About a year ago, a group of today’s men were tested the way that the men on board the Titanic were. When the cruise ship Costa Concordia hit a rock and capsized off the coast of Isola del Giglio, Tuscany, last January, men pushed women and children out of the way to save themselves. One Australian woman on board reported at the time:

“The people that pushed their way on to the boat were then trying to tell them to shut the door, not to let any more people on the [life] boat after they had pushed their way on…We just couldn’t believe it—especially the men, they were worse than the women.”

This contrast is indicative of a larger trend—the decline of chivalry and the rise of boorish behavior among men.

A story from the life of Samuel Proctor (d. 1997) comes to mind here. Proctor was the beloved pastor of Harlem’s Abyssinian Baptist Church. Apparently, he was in the elevator one day when a young woman came in.  Proctor tipped his hat at her.  She was offended and said, “What is that supposed to mean?”

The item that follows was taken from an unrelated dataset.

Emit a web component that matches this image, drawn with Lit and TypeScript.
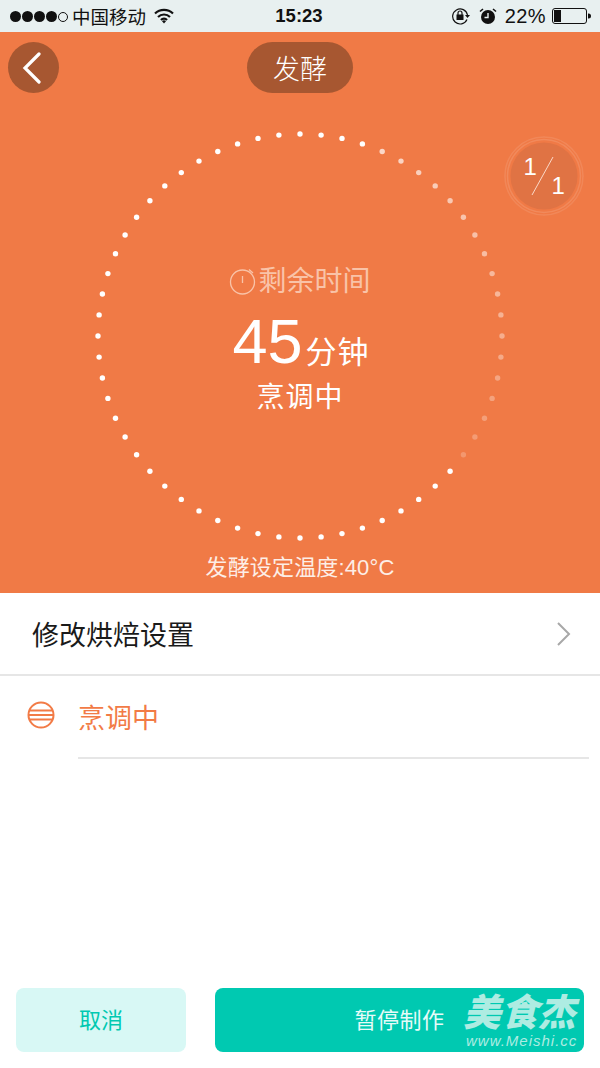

The pastor’s response was: “Madame, by tipping my hat I was telling you several things. That I would not harm you in any way. That if someone came into this elevator and threatened you, I would defend you. That if you fell ill, I would tend to you and if necessary carry you to safety. I was telling you that even though I am a man and physically stronger than you, I will treat you with both respect and solicitude. But frankly, Madame, it would have taken too much time to tell you all of that; so, instead, I just tipped my hat.”

Somehow, we need to find a way out of the “men and women are identical” bullshit, and resurrect chivalry.  If manliness and respect for women can once again become synonymous, you can put all your consent classes and safe spaces stuff in the bin, as they would no longer be needed. 

However, in an era where it can be career-suicide to raise the possibility that sex differences even exist, the chances of resurrecting chivalry are remote.